What was it Nietzsche said about staring into the Abyss?

What was it Nietzsche said about staring into the Abyss?

What was it Nietzsche said about staring into the Abyss? BBC

In an interview with Gay Times in 2011 Gatiss spoke of his dream of intelligently portrayed queer representation on TV; “That’s how the revolution happens… I think when the day comes that you have a big detective show… [in which the detective goes to work and] he’s a maverick and all the usual things and [when he gets home] and his boyfriend says, “Are you alright?”… then something would have genuinely changed.” On Sherlock, Gatiss was given the chance to stage that revolution and it would seem he had neither the courage nor the ingenuity to seize it. Moffat has long been accused of misogynistic writing and the accusations follow him to Sherlock. Mary, the unseen housewife who dies off screen in the Conan Doyle stories was transformed into a character with agency in the BBC show only to die on screen and be periodically resurrected to help her “Baker Street boys” along. It was a textbook case of ‘fridging’ a female character – an allusion heightened by Mycroft opening an empty fridge in the moments after Mary’s death. Molly, a Gatiss and Moffat original character grew to develop beyond her infatuation with Sherlock through the series only to be forced back into that box in the final episode. These instances only add to the already long list of crimes this show has perpetrated against its female characters throughout its run.

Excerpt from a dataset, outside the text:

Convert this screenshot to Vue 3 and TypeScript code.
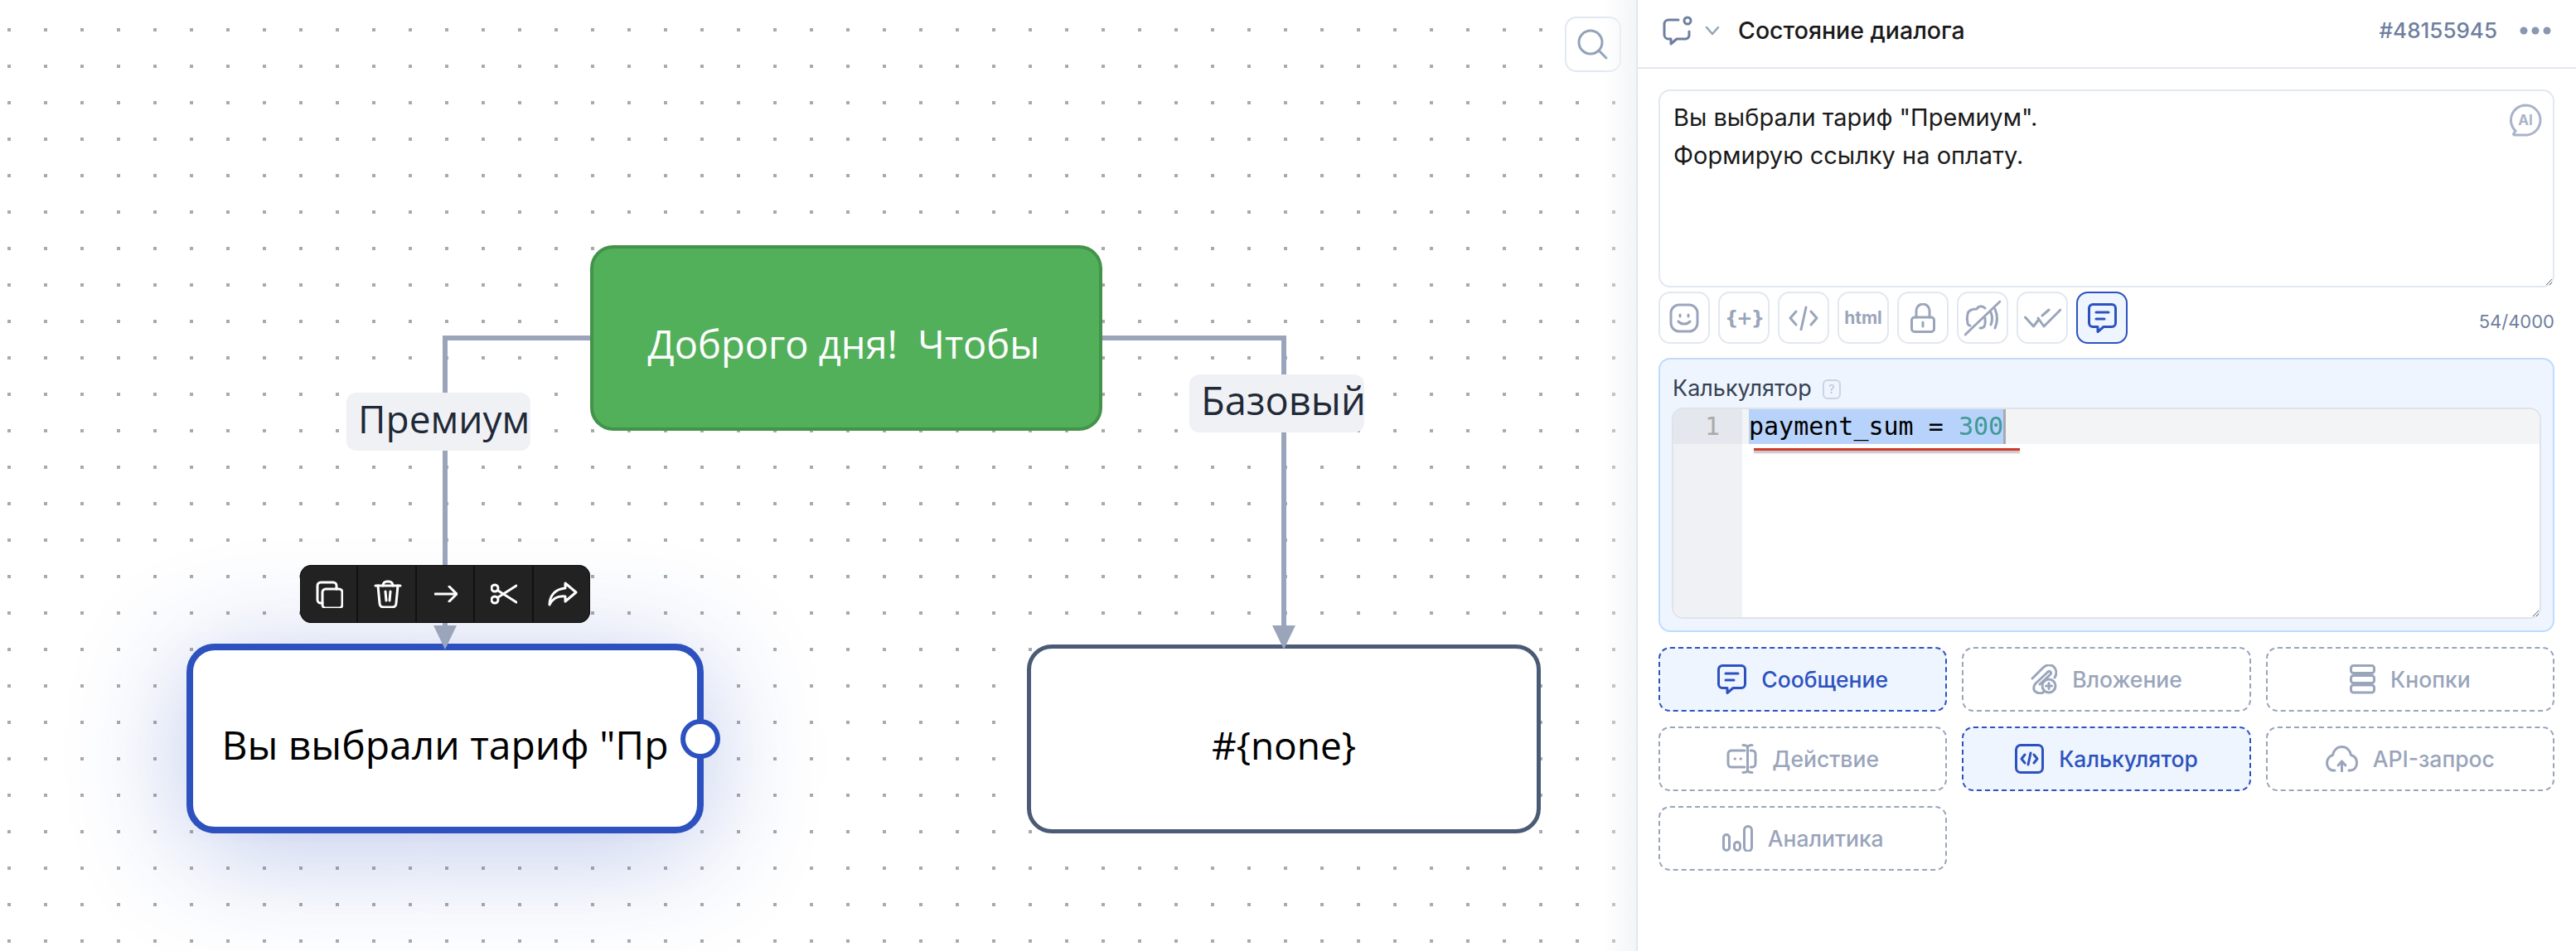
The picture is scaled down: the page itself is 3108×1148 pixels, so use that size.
<script setup lang="ts">
interface Tool { d: string[]; w: number; h: number; t?: string }
interface Block { name: string; on: boolean; w: number; h: number; d: string[]; c?: [number, number, number][] }

const msg = ['M6 1.5h23a4.5 4.5 0 0 1 4.5 4.5v18a4.5 4.5 0 0 1-4.5 4.5H19l-7 6v-6H6A4.5 4.5 0 0 1 1.5 24V6A4.5 4.5 0 0 1 6 1.5z', 'M10 11h15', 'M10 19h10']

const blocks: Block[] = [
  { name: 'Сообщение', on: true, w: 35, h: 36, d: msg },
  { name: 'Вложение', on: false, w: 32, h: 36, d: ['M2 17 15 4c4-4 10-4 13-1s4 8 1 13', 'M21 9 6 23c-3 3-3 8 0 10s7 3 10 0', 'M21 9c1-2 5 0 3 3L11 24'], c: [[22, 26, 8]] },
  { name: 'Кнопки', on: false, w: 31, h: 36, d: ['M4.500 1.500h22a3 3 0 0 1 3 3v3a3 3 0 0 1-3 3h-22a3 3 0 0 1-3-3v-3a3 3 0 0 1 3-3z', 'M4.500 13.500h22a3 3 0 0 1 3 3v3a3 3 0 0 1-3 3h-22a3 3 0 0 1-3-3v-3a3 3 0 0 1 3-3z', 'M4.500 25h22a3 3 0 0 1 3 3v3a3 3 0 0 1-3 3h-22a3 3 0 0 1-3-3v-3a3 3 0 0 1 3-3z'] },
  { name: 'Действие', on: false, w: 37, h: 36, d: ['M22 8H6a4 4 0 0 0-4 4v12a4 4 0 0 0 4 4h16', 'M29 8h2a4 4 0 0 1 4 4v12a4 4 0 0 1-4 4h-2', 'M25.500 3v30', 'M20 1.500c3 0 5 1 5.500 2.500.5-1.500 2.500-2.500 5.500-2.500', 'M20 34.500c3 0 5-1 5.500-2.500.5 1.500 2.500 2.500 5.500 2.500', 'M10 18h.5', 'M17 18h.5'] },
  { name: 'Калькулятор', on: true, w: 35, h: 36, d: ['M7 1.500h21a5.500 5.500 0 0 1 5.500 5.500v22a5.500 5.500 0 0 1-5.500 5.500H7A5.500 5.500 0 0 1 1.500 29V7A5.500 5.500 0 0 1 7 1.500z', 'M12 13l-4 5 4 5', 'M16 25l3-14', 'M23 13l4 5-4 5'] },
  { name: 'API-запрос', on: false, w: 39, h: 32, d: ['M11 30H9.500C4.500 30 1.500 25.500 1.500 21s3-8.500 7-9.500C9.500 5.500 14 1.500 19.500 1.500S29.500 5.500 30.500 11.500c4 1 7 4.500 7 9.500s-3 9-8 9H28', 'M19.500 31V19', 'M15 24l4.500-5 4.500 5'] },
  { name: 'Аналитика', on: false, w: 37, h: 32, d: ['M5 11.500a3.500 3.500 0 0 1 3.500 3.500v12a3.500 3.500 0 0 1-7 0V15A3.500 3.500 0 0 1 5 11.500z', 'M18 20.500a3.500 3.500 0 0 1 3.500 3.500v3a3.500 3.500 0 0 1-7 0v-3a3.500 3.500 0 0 1 3.500-3.500z', 'M31 1.500a4.500 4.500 0 0 1 4.500 4.500v21a4.500 4.500 0 0 1-9 0V6A4.500 4.500 0 0 1 31 1.500z'] },
]

const tools: Tool[] = [
  { w: 36, h: 36, d: ['M12 2h12a10 10 0 0 1 10 10v12a10 10 0 0 1-10 10H12A10 10 0 0 1 2 24V12A10 10 0 0 1 12 2z', 'M13 14v2', 'M23 14v2', 'M11 22c3 4 11 4 14 0'] },
  { w: 36, h: 30, d: [], t: '{+}' },
  { w: 36, h: 30, d: ['M9 7 2 15l7 8', 'M27 7l7 8-7 8', 'M21 2l-6 27'] },
  { w: 0, h: 0, d: [], t: 'html' },
  { w: 30, h: 36, d: ['M5 17h20a3.500 3.500 0 0 1 3.500 3.500v10A3.500 3.500 0 0 1 25 34.500H5A3.500 3.500 0 0 1 1.500 31V20.500A3.500 3.500 0 0 1 5 17z', 'M7 17V9a8 8 0 0 1 16 0v8', 'M15 23v5'] },
  { w: 44, h: 44, d: ['M25 10c-3-3-8-3-10 1-4 0-10 1-11 6-1 4-1 7 0 11 0 2 2 3 3 3', 'M25 22c0 4 1 7-1 10-1 2-3 2-5 2', 'M32 15c2 5 2 10 0 15', 'M37 11c3 7 3 16 0 23', 'M43 2 1 42'] },
  { w: 45, h: 24, d: ['M1.500 11l10 11 6-8', 'M17 12l7 10L44 2', 'M22 9l8-7'] },
]

const actions: { w: number; h: number; d: string[]; c?: [number, number, number][] }[] = [
  { w: 33, h: 33, d: ['M12 10h16a4 4 0 0 1 4 4v15a4 4 0 0 1-4 4H12a4 4 0 0 1-4-4V14a4 4 0 0 1 4-4z', 'M8 27H6a4 4 0 0 1-4-4V6a4 4 0 0 1 4-4h15a4 4 0 0 1 4 4v4'] },
  { w: 34, h: 34, d: ['M2 7h30', 'M11 7c0-3 2-5 5-5h2c3 0 5 2 5 5', 'M5 7l2 21c0 3 2 5 5 5h10c3 0 5-2 5-5l2-21', 'M14 14l1 11', 'M20 14l-1 11'] },
  { w: 28, h: 20, d: ['M1 10h26', 'M18 1l9 9-9 9'] },
  { w: 32, h: 26, d: ['M9 9l22 14', 'M9 17 31 3'], c: [[5, 6, 4], [5, 20, 4]] },
  { w: 36, h: 30, d: ['M21 2l13 11-13 11v-6C12 17 6 20 2 28 2 18 8 9 21 8z'] },
]

const textLines = ['Вы выбрали тариф "Премиум".', 'Формирую ссылку на оплату.']
</script>

<template>
  <div class="app">
    <main class="canvas">
      <div class="node node-green"><span>Доброго дня!&nbsp; Чтобы</span></div>
      <div class="node node-selected"><span>Вы выбрали тариф "Пр</span></div>
      <div class="node node-plain"><span>#{none}</span></div>

      <svg class="wires" width="1975" height="1148" viewBox="0 0 1975 1148" fill="none">
        <path d="M712 408H537V760M1330 408H1549V760" stroke="#9aa5bb" stroke-width="6" />
        <path d="M523 755h28l-14 29zM1535 755h28l-14 29z" fill="#9aa5bb" />
      </svg>

      <div class="port"></div>
      <div class="edge-label label-a">Премиум</div>
      <div class="edge-label label-b">Базовый</div>

      <div class="actions">
        <button v-for="(a, i) in actions" :key="i" class="action" type="button">
          <svg :width="a.w" :height="a.h" :viewBox="`0 0 ${a.w} ${a.h}`" fill="none" stroke="#fff" stroke-width="3" stroke-linecap="round" stroke-linejoin="round">
            <path v-for="d in a.d" :key="d" :d="d" />
            <circle v-for="c in a.c" :key="c[1]" :cx="c[0]" :cy="c[1]" :r="c[2]" />
          </svg>
        </button>
      </div>

      <button class="search" type="button">
        <svg width="40" height="40" viewBox="0 0 40 40" fill="none" stroke="#94a3b8" stroke-width="3" stroke-linecap="round">
          <circle cx="17" cy="17" r="14" />
          <path d="M27 27l9 9" />
        </svg>
      </button>
      <div class="fade"></div>
    </main>

    <aside class="panel">
      <header class="head">
        <svg class="head-icon" width="36" height="36" viewBox="0 0 36 36" fill="none" stroke="#6f7f9f" stroke-width="3" stroke-linecap="round" stroke-linejoin="round">
          <path d="M19 5H7a5 5 0 0 0-5 5v13a5 5 0 0 0 5 5h3v6l7-6h11a5 5 0 0 0 4-4v-5" />
          <circle cx="30" cy="6" r="4" />
        </svg>
        <svg class="chev" width="18" height="12" viewBox="0 0 18 12" fill="none" stroke="#94a3b8" stroke-width="2.500" stroke-linecap="round" stroke-linejoin="round">
          <path d="M2 2l7 8 7-8" />
        </svg>
        <span class="title">Состояние диалога</span>
        <span class="id">#48155945</span>
        <svg class="more" width="38" height="10" viewBox="0 0 38 10" fill="#8a97b1">
          <circle cx="5" cy="5" r="4.500" /><circle cx="19" cy="5" r="4.500" /><circle cx="33" cy="5" r="4.500" />
        </svg>
      </header>

      <div class="body">
        <div class="message">
          <p v-for="l in textLines" :key="l">{{ l }}</p>
          <svg class="ai" width="40" height="40" viewBox="0 0 40 40" fill="none" stroke="#a9b4c8" stroke-width="3" stroke-linecap="round">
            <path d="M20 2a18 18 0 0 1 0 36H7c-1 0-2-1-1-2l2-3A18 18 0 0 1 20 2z" />
            <text x="20" y="26" text-anchor="middle" class="ai-text">AI</text>
          </svg>
        </div>

        <div class="toolbar">
          <button v-for="(t, i) in tools" :key="i" class="tool" type="button">
            <span v-if="t.t" :class="t.t === 'html' ? 'html' : 'braces'">{{ t.t }}</span>
            <svg v-else :width="t.w" :height="t.h" :viewBox="`0 0 ${t.w} ${t.h}`" fill="none" stroke="#9aa5bb" stroke-width="3" stroke-linecap="round" stroke-linejoin="round">
              <path v-for="d in t.d" :key="d" :d="d" />
            </svg>
          </button>
          <button class="tool tool-on" type="button">
            <svg width="35" height="36" viewBox="0 0 35 36" fill="none" stroke="#2d52c0" stroke-width="3" stroke-linecap="round" stroke-linejoin="round">
              <path v-for="d in msg" :key="d" :d="d" />
            </svg>
          </button>
          <span class="count">54/4000</span>
        </div>

        <section class="calc">
          <div class="calc-label">
            Калькулятор
            <span class="help">?</span>
          </div>
          <div class="editor">
            <div class="gutter"><div class="gutter-line">1</div></div>
            <div class="code">
              <div class="code-line"><span class="sel">payment_sum = <span class="num">300</span></span></div>
              <div class="squiggle"></div>
            </div>
          </div>
        </section>

        <div class="blocks">
          <button v-for="b in blocks" :key="b.name" class="block" :class="{ 'block-on': b.on }" type="button">
            <svg :width="b.w" :height="b.h" :viewBox="`0 0 ${b.w} ${b.h}`" fill="none" stroke="currentColor" stroke-width="3" stroke-linecap="round" stroke-linejoin="round">
              <path v-for="d in b.d" :key="d" :d="d" />
              <template v-if="b.c">
                <circle v-for="c in b.c" :key="c[1]" :cx="c[0]" :cy="c[1]" :r="c[2]" fill="#fff" />
                <path d="M22 22.500v7M18.500 26h7" />
              </template>
            </svg>
            <span>{{ b.name }}</span>
          </button>
        </div>
      </div>
    </aside>
  </div>
</template>

<style>
html, body { margin: 0; overflow: hidden; background: #fff; }
</style>

<style scoped>
.app {
  width: 3108px;
  height: 1148px;
  display: flex;
  overflow: hidden;
  font-family: Inter, "Noto Sans", sans-serif;
  color: #1a1a1a;
}
button { font: inherit; padding: 0; cursor: pointer; }
p { margin: 0; }

.canvas {
  position: relative;
  flex: 0 0 1974px;
  background-color: #fff;
  background-image: conic-gradient(at 4px 4px, transparent 75%, #aaa 0);
  background-size: 44px 44px;
  background-position: 9px 34px;
  overflow: hidden;
}
.fade {
  position: absolute;
  top: 0;
  right: 0;
  bottom: 0;
  width: 40px;
  background: linear-gradient(90deg, rgba(243, 245, 247, 0), #f3f5f7);
  pointer-events: none;
}
.wires { position: absolute; left: 0; top: 0; }
.node {
  position: absolute;
  box-sizing: border-box;
  display: flex;
  align-items: center;
  justify-content: center;
  padding-top: 14px;
  background: #fff;
  font: 47px "Open Sans", sans-serif;
  color: #000;
  white-space: nowrap;
}
.node-green {
  left: 712px; top: 296px; width: 618px; height: 224px;
  padding-right: 6px;
  background: #53b05a;
  border: 4px solid #43934a;
  border-radius: 28px;
  color: #fff;
}
.node-selected {
  left: 225px; top: 777px; width: 624px; height: 229px;
  border: 8px solid #2d52c0;
  border-radius: 34px;
  font-size: 48px;
  box-shadow: 0 20px 140px rgba(45, 82, 192, 0.32);
}
.node-plain {
  left: 1239px; top: 778px; width: 620px; height: 228px;
  border: 5px solid #4b5a75;
  border-radius: 30px;
  font-size: 46px;
}
.port {
  position: absolute;
  left: 821px; top: 868px;
  box-sizing: border-box;
  width: 48px; height: 48px;
  border: 6px solid #2d52c0;
  border-radius: 50%;
  background: #fff;
}
.edge-label {
  position: absolute;
  box-sizing: border-box;
  height: 70px;
  padding: 0 0 8px 14px;
  display: flex;
  align-items: center;
  background: #f0f1f5;
  border-radius: 12px;
  font: 46px "Open Sans", sans-serif;
  color: #1f2937;
  white-space: nowrap;
}
.label-a { left: 418px; top: 474px; width: 222px; }
.label-b { left: 1435px; top: 452px; width: 211px; font-size: 47px; }
.actions {
  position: absolute;
  left: 362px; top: 682px;
  display: flex;
  width: 350px; height: 70px;
  background: #222;
  border-radius: 14px;
  overflow: hidden;
  box-shadow: inset 0 0 0 1px #111;
}
.action {
  flex: 1;
  display: flex;
  align-items: center;
  justify-content: center;
  padding-left: 2px;
  background: none;
  border: 0;
  border-right: 2px solid #111;
}
.action:last-child { border-right: 0; }
.search {
  position: absolute;
  left: 1888px; top: 20px;
  box-sizing: border-box;
  width: 68px; height: 67px;
  display: flex;
  align-items: center;
  justify-content: center;
  background: #fff;
  border: 2px solid #e2e8f0;
  border-radius: 14px;
}

.panel {
  flex: 1;
  box-sizing: border-box;
  border-left: 2px solid #e2e8f0;
  background: #fff;
  display: flex;
  flex-direction: column;
}
.head {
  box-sizing: border-box;
  height: 83px;
  flex: none;
  display: flex;
  align-items: center;
  padding: 0 30px 8px 30px;
  border-bottom: 2px solid #e2e8f0;
}
.chev { margin-left: 15px; }
.title { margin-left: 22px; font-size: 28.5px; font-weight: 500; color: #1a1a1a; }
.id { margin-left: auto; font-size: 26px; font-weight: 500; color: #6f7f9f; }
.more { margin-left: 27px; }
.body {
  padding: 25px 26px 0 25px;
  display: flex;
  flex-direction: column;
}
.message {
  position: relative;
  box-sizing: border-box;
  height: 239px;
  padding: 9px 16px;
  border: 2px solid #e2e8f0;
  border-radius: 14px;
  font-size: 29px;
  line-height: 46px;
  color: #1a1a1a;
  overflow: hidden;
  resize: vertical;
}
.ai { position: absolute; right: 13px; top: 15px; }
.ai-text { font: 700 17px Inter, sans-serif; fill: #a9b4c8; stroke: none; }
.toolbar {
  margin-top: 5px;
  display: flex;
  align-items: center;
  gap: 10px;
}
.tool {
  box-sizing: border-box;
  width: 62px;
  height: 63px;
  display: flex;
  align-items: center;
  justify-content: center;
  background: #fff;
  border: 2px solid #e2e8f0;
  border-radius: 14px;
  color: #9aa5bb;
}
.tool-on { background: #eef5fe; border-color: #2d52c0; }
.html { font-size: 21px; font-weight: 700; }
.braces { font: 700 23px "DejaVu Sans", sans-serif; letter-spacing: -2px; }
.count { margin: 8px 0 0 auto; font-size: 22px; color: #6f7f9f; }
.calc {
  box-sizing: border-box;
  margin-top: 17px;
  height: 331px;
  padding: 20px 14px 14px;
  background: #eef5fe;
  border: 2px solid #bfdbfe;
  border-radius: 14px;
}
.calc-label {
  height: 36px;
  margin: 0 0 2px 1px;
  display: flex;
  align-items: flex-start;
  font-size: 27px;
  line-height: 30px;
  color: #374151;
}
.help {
  margin: 4px 0 0 13px;
  box-sizing: border-box;
  width: 22px; height: 24px;
  display: flex;
  align-items: center;
  justify-content: center;
  border: 2px solid #cbd5e1;
  border-radius: 6px;
  font-size: 14px;
  color: #b6c2d4;
}
.editor {
  position: relative;
  box-sizing: border-box;
  height: 255px;
  display: flex;
  background: #fff;
  border: 2px solid #e0e3e8;
  border-radius: 14px;
  overflow: hidden;
  resize: vertical;
  font: 30px/42px "DejaVu Sans Mono", monospace;
}
.gutter { flex: 0 0 83px; background: #eff1f5; }
.gutter-line {
  height: 42px;
  padding-right: 27px;
  text-align: right;
  background: #e4e7ed;
  color: #aaa;
}
.code { position: relative; flex: 1; }
.code-line { height: 42px; padding-left: 8px; background: #f3f4f6; white-space: pre; color: #000; }
.sel { display: inline-block; height: 42px; background: #b8d3fb; border-right: 3px solid #aaa; }
.num { color: #3f9a96; }
.squiggle {
  position: absolute;
  left: 14px; top: 47px;
  width: 321px; height: 3px;
  background: #d0392b;
  box-shadow: 0 3px 2px rgba(0, 0, 0, 0.25);
}
.blocks {
  margin-top: 18px;
  display: grid;
  grid-template-columns: repeat(3, 1fr);
  grid-auto-rows: 78px;
  gap: 18px;
}
.block {
  display: flex;
  align-items: center;
  justify-content: center;
  gap: 18px;
  background: #fff;
  border: 2px dashed #9aa5bb;
  border-radius: 14px;
  font-size: 26.5px;
  font-weight: 500;
  color: #9aa5bb;
}
.block-on { background: #eef5fe; border-color: #2d52c0; color: #2d52c0; }
</style>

Real world implications aside, in a purely narrative sense The Final Problem and Series 4 as a whole set about systematically dismantling what the previous three seasons built up. In an interview with IGN in 2014 Steven Moffat said of the show: “ it’s not a detective show. It’s a show about a detective. That’s why it’s exciting.” Yet in a voice over at the end of The Final Problem Mary declares “it not about who you really are, it’s all about the legends.” The show sacrificed character growth at the altar of high octane action and as a result fell utterly flat, becoming a parody of itself and its genre. Indeed the final episode’s incongruity with the show as a whole has led some fans to speculate on the existence of a secret fourth episode that is yet to air – and who can blame them, from the first moment of The Final Problem to its last it feels like Moriarty has hacked into every screen showing Sherlock.

If this final episode really is the end of series 4 (and at this point it’s far from certainty in my mind) then it was the protracted death of a once great show. The show runners doubt whether they will be able to make series 5; if this is was the culmination of their great plan, they don’t deserve to. The Final Problem got a standing ovation at the press screening. Why, we must ask ourselves. Perhaps, as one incisive friend put it, it was because it was finally, thankfully, over.